This post contains spoilers through episode three of the fifth season of Breaking Bad.
“You’re looking at it wrong,” Jesse tells Walt, disgruntled over the costs of standing up a replacement to Gus’s meth operation, towards the end of this episode of Breaking Bad. “We maybe cleared less money, but we got a bigger piece of the pie. It’s like you said. We’re owners not employees.” I’ve talked a great deal this season about how chilling it is to see Walt twist the truth such that he’s a victim and his targets are cast in need of forgiveness, as he’s done with Skyler, and as he does again tonight. But there’s something even more unnerving at play. Walt doesn’t want to have to think about people other than himself, but he doesn’t like considering his own actions too closely either. He’s becoming what Michael Chabon in Summerland referred to as a Hollow Man, a person who gets so caught up in an infernal task and the sense of accomplishment it provides him, that he loses moral perspective and humanity, becoming a thinned-out facsimile of a person.
This was a largely expository episode of Breaking Bad, but even as it explains how Walt, Jesse, and Mike are setting about reestablishing their meth business, it sets up a battle between Mike and Walt that Mike wins. The hour begins with Mike laying down his terms for Markowski, one of his men who is incarcerated (it was very funny to see him pose as a paralegal). “The deal is the deal,” Mike tells him, encouraging the younger man to stay strong in prison. “You will be made whole.” Mike tells Walt, prior to their hunt for a new location to cook, that he needs absolute authority over their business affairs. It’s a canny play, one that lets him fulfill his promise to Markowski, and provides us with a terrific scene that lays out the operation of the new business and puts Jesse in a position to decide, once again, between Mike and Jesse. “Transportation is worth 20 percent? $275,000 worth of risk? What did Gus pay his mules?” Walt grouses about distribution costs, then complains of Mike’s men “What are they doing to further our interests? So we’re paying them why?” When Jesse offers to put up the money to forestall a fight, and because he appears to agree, at least to a certain extent, with Mike’s assessment that you pay “Because it’s what you do,” Walt steps up. But he’s forestalled the gunfight, not won it. “Listen, Walter. Just because you shot Jesse James don’t make you Jesse James,” Mike warns the man who’s tried to come after him before, without success.

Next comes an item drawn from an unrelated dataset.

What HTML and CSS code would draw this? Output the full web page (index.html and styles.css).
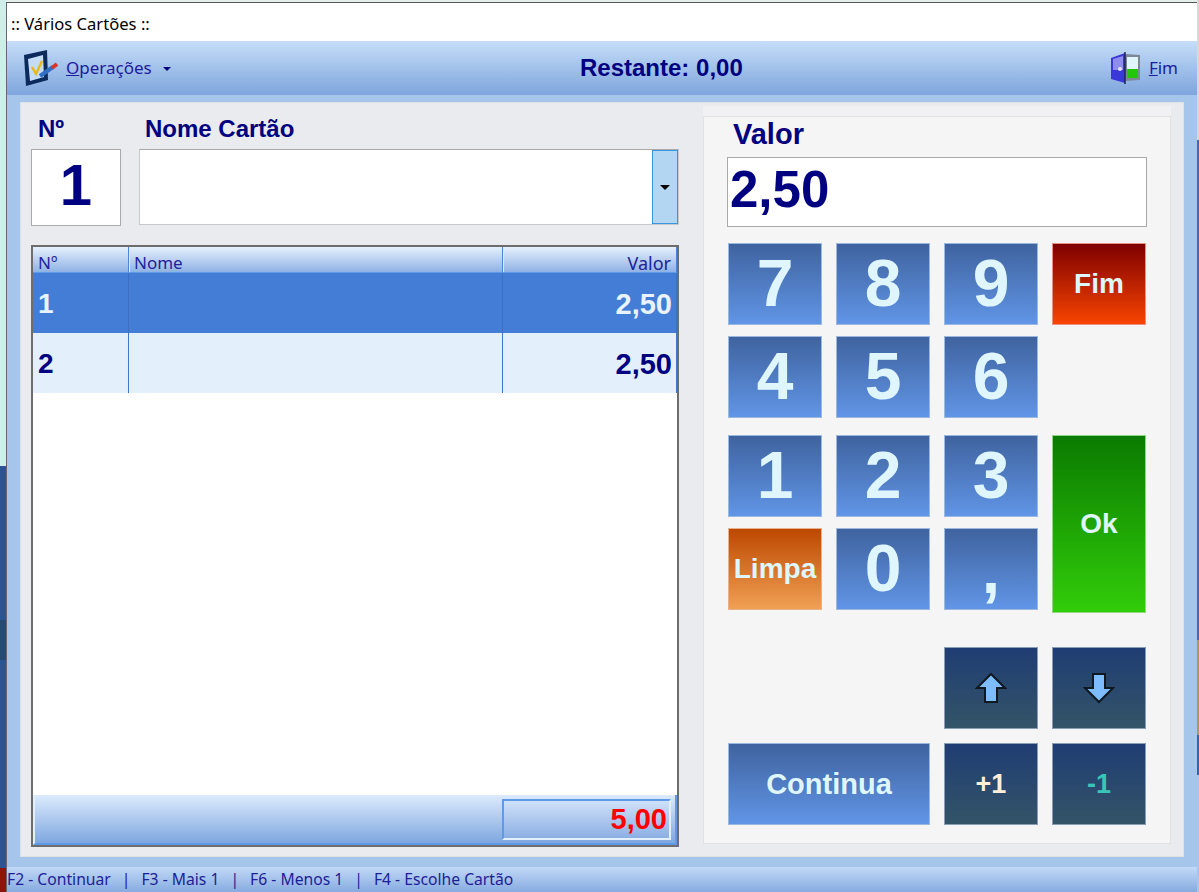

With Skyler, Walt’s offering too little—and maybe even the opposite of “a little” in the form of Scarface and pizza—far too late, given that shaming your wife for an affair to distract from the fact that you manufacture and sell an exceedingly corrosive drug definitely counts as beyond any reasonable hour. When Skyler melts down after Marie lectures her, first about her occasional smoking, then about planning a celebration of the life of a man who’s making hers miserable, Marie tries to use Skyler’s distress to leverage some form of truth out of Walt. He, of course, sees it as an opportunity to make even more people see him as noble and put-upon. “It wasn’t ongoing or anything. Skyler and I have been trying to put things back together,” he tells Marie. “Then the accident happened and she got—I’m begging you, please. Keep this to yourself. I don’t want Hank to think less of her, or me.” Walter White may not ultimately prove to be a successful crime lord, but he’d make one hell of a terrific political campaign manager leaking things to the press to cause maximum damage.

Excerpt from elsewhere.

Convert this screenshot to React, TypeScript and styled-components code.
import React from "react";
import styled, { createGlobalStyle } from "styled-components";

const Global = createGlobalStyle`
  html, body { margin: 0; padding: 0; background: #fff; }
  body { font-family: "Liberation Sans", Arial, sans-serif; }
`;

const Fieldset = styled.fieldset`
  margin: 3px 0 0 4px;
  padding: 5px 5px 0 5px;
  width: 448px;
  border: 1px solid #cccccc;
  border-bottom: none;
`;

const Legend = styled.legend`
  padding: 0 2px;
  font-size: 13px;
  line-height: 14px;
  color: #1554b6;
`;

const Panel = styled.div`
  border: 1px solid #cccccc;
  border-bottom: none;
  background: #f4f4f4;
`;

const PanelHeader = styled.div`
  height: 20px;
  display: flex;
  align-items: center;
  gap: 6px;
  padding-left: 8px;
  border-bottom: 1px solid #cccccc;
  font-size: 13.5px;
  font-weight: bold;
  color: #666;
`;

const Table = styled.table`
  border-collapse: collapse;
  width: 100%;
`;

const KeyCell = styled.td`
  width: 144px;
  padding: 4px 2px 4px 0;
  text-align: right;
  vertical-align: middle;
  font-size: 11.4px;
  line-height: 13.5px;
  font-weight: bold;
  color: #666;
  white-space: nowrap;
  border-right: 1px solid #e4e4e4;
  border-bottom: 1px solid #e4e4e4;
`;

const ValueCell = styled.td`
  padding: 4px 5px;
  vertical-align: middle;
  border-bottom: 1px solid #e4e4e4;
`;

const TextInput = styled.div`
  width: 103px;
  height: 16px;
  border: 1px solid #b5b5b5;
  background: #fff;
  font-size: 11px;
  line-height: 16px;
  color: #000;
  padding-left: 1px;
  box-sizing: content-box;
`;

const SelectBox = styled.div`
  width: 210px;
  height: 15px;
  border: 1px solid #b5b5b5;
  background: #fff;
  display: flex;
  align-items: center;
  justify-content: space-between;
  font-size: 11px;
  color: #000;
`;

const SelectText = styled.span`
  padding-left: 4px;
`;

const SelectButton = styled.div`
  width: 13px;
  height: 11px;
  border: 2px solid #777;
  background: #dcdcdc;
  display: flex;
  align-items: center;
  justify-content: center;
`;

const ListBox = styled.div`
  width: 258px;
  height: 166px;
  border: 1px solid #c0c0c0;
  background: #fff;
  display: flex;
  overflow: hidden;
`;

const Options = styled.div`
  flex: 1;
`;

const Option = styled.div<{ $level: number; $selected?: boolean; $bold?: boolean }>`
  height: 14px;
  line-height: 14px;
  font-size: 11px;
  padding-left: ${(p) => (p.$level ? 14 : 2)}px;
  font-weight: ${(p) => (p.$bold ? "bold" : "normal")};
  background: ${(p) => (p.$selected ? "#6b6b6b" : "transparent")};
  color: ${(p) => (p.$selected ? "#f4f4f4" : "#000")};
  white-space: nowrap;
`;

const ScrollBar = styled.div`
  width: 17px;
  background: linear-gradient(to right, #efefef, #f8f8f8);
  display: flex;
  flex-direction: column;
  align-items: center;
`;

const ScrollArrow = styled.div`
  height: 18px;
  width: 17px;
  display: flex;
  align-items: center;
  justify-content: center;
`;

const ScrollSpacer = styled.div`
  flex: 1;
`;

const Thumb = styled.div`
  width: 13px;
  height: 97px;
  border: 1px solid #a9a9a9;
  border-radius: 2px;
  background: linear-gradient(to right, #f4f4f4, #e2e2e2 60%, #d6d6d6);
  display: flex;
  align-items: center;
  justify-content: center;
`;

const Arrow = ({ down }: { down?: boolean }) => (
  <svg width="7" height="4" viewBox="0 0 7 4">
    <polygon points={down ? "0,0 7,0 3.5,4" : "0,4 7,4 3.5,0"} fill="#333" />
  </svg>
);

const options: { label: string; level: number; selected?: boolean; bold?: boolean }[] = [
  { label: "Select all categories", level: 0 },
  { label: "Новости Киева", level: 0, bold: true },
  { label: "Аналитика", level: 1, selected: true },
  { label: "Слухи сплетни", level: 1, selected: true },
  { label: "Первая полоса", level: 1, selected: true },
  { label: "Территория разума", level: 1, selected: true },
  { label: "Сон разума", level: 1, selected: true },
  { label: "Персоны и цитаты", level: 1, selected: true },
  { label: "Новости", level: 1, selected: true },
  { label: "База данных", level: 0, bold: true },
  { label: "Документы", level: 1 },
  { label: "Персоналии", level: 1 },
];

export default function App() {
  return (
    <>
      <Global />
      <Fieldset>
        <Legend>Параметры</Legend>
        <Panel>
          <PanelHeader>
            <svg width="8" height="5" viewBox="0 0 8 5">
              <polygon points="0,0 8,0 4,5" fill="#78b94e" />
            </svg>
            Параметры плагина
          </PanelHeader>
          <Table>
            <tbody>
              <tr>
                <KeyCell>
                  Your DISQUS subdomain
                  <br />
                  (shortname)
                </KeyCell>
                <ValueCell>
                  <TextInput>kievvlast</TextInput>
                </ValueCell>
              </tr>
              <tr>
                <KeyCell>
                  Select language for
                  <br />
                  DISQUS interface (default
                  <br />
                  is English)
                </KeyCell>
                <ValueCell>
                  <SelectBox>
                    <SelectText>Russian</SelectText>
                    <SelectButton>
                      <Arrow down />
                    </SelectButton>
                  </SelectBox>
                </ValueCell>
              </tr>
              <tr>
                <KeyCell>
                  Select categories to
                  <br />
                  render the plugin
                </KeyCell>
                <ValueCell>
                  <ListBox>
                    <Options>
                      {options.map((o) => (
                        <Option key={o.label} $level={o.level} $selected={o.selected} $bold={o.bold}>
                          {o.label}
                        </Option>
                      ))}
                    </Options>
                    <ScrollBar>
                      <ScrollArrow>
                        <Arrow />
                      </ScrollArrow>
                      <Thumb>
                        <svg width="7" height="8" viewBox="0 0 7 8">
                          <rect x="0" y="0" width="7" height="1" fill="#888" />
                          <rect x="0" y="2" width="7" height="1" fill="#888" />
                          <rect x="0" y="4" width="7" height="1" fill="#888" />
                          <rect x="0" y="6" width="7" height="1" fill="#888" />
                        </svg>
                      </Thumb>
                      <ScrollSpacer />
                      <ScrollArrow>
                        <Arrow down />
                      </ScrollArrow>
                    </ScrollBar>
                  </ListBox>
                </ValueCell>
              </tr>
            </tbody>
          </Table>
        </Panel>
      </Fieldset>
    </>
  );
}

I have to admit, this episode has me wondering if Skyler might die, not at the hands of Walt or his co-conspirators, but by her own. The vast grief in her eyes as she contemplates the damage she’s done to Ted, her fear in Walt’s bed, in Walt’s arms, which she can only be subjected to more as he moves back into their home, her frantic, overwhelmed reaction to Marie’s questions—this is a woman who increasingly seems unable to face the world, and whose attempts to make her lot livable have failed.
Jesse, who once seemed to have consigned himself to slow self-murder, is stronger today. But it’s deeply unnerving to watch him welcome Walt into his home, for a dinner or beer, leaving Walt alone on the couch with Brock, even more vulnerable than the still-fragile man who’s acting as his father. Walt nearly stole Brock’s life, and by the end of this episode, he’s stolen Jesse from him. I’m not sure if Walt intended to encourage Jesse to dump Andrea, but if so, his gambit to see if Jesse would choose Walt over Andrea was brilliant. “Jesse, I can’t pretend this doesn’t affet me. It does. But with everything we’ve been through, this has to be your decision. You’ve earned that,” Walt tells Jesse. “Secrets create barriers between people. Speaking from experience, believe me…If you choose to spend the rest of your life with this person, then you’ll have to decide how much you share with her.” But whether Walt recognizes the true damage of that distance, or believes that unlike Icarus, he can fly at a closely regulated, viable height above the earth but below the sun, is a question we probably won’t know until the series’ very end.